■ **Exercise requirements**
Copy each line below that includes "page".

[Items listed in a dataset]

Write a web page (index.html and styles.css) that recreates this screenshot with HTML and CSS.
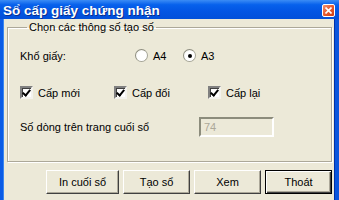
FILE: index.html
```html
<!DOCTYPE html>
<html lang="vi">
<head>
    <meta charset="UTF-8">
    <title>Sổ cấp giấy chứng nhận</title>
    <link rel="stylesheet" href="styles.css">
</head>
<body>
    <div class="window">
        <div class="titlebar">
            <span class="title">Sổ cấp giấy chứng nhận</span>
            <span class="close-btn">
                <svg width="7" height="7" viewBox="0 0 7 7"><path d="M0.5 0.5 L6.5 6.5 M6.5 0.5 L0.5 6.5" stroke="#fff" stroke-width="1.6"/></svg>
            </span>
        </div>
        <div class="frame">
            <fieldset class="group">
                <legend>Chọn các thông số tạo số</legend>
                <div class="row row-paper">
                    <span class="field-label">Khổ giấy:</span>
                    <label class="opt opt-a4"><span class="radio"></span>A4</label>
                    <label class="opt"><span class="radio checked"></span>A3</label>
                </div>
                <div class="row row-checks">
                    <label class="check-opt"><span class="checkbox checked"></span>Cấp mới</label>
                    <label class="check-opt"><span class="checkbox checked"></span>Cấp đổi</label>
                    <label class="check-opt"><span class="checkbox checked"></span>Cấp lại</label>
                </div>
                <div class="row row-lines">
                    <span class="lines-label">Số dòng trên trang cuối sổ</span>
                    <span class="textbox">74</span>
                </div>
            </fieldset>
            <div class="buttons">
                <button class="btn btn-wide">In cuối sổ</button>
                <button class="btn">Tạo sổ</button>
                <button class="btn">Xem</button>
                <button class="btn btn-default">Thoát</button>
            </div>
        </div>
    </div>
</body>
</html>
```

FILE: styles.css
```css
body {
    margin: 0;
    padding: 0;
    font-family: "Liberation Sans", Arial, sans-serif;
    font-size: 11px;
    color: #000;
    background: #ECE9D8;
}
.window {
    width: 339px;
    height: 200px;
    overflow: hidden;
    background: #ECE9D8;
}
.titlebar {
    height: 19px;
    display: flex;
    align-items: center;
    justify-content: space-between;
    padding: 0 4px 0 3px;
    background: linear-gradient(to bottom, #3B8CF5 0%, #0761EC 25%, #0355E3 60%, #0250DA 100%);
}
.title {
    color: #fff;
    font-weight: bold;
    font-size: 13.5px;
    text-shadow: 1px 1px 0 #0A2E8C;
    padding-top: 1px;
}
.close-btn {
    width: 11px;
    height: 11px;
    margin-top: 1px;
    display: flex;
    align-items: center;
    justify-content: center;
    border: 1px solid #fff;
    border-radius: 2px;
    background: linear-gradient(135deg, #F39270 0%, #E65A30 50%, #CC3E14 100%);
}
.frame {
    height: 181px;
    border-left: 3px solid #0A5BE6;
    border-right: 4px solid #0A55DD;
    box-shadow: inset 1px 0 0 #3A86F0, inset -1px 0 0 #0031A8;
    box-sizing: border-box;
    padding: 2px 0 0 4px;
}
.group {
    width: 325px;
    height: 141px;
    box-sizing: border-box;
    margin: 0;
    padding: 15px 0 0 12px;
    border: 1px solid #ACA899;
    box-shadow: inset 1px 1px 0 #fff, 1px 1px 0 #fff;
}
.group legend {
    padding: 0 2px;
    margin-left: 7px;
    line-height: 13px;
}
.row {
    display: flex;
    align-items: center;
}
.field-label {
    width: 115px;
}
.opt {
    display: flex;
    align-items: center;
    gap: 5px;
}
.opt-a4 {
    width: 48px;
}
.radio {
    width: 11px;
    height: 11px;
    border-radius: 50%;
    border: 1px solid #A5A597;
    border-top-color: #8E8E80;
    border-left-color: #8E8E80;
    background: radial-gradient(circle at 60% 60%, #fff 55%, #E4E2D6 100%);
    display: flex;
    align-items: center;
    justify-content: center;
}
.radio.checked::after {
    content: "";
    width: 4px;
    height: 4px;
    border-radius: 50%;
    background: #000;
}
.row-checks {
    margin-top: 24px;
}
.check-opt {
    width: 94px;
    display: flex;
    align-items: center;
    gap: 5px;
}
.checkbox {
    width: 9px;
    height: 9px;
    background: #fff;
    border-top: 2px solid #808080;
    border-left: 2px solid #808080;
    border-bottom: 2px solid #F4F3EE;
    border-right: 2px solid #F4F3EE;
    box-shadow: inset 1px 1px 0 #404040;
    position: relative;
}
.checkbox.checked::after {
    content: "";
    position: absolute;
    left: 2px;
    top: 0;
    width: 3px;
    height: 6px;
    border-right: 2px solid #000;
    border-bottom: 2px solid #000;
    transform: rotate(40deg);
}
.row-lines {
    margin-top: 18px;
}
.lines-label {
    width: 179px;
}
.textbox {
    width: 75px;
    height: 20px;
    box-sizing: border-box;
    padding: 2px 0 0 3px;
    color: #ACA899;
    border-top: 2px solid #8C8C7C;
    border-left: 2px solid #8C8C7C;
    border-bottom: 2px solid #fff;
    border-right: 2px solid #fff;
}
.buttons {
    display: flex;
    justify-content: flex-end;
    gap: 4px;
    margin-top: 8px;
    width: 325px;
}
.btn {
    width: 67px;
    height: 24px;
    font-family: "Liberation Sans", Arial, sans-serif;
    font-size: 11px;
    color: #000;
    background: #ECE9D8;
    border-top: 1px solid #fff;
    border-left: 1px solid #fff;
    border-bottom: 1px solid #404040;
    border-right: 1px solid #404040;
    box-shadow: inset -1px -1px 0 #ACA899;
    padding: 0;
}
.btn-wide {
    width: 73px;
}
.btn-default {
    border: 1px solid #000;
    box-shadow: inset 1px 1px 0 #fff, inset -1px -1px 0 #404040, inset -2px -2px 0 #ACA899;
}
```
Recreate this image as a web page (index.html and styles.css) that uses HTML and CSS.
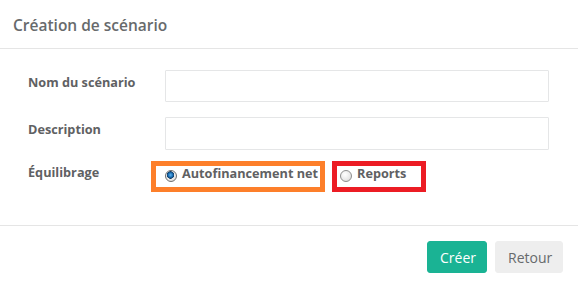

■ **Written solution**
Write a web page (index.html and styles.css) that recreates this screenshot with HTML and CSS.
Recreate this image as a web page (index.html and styles.css) that uses HTML and CSS.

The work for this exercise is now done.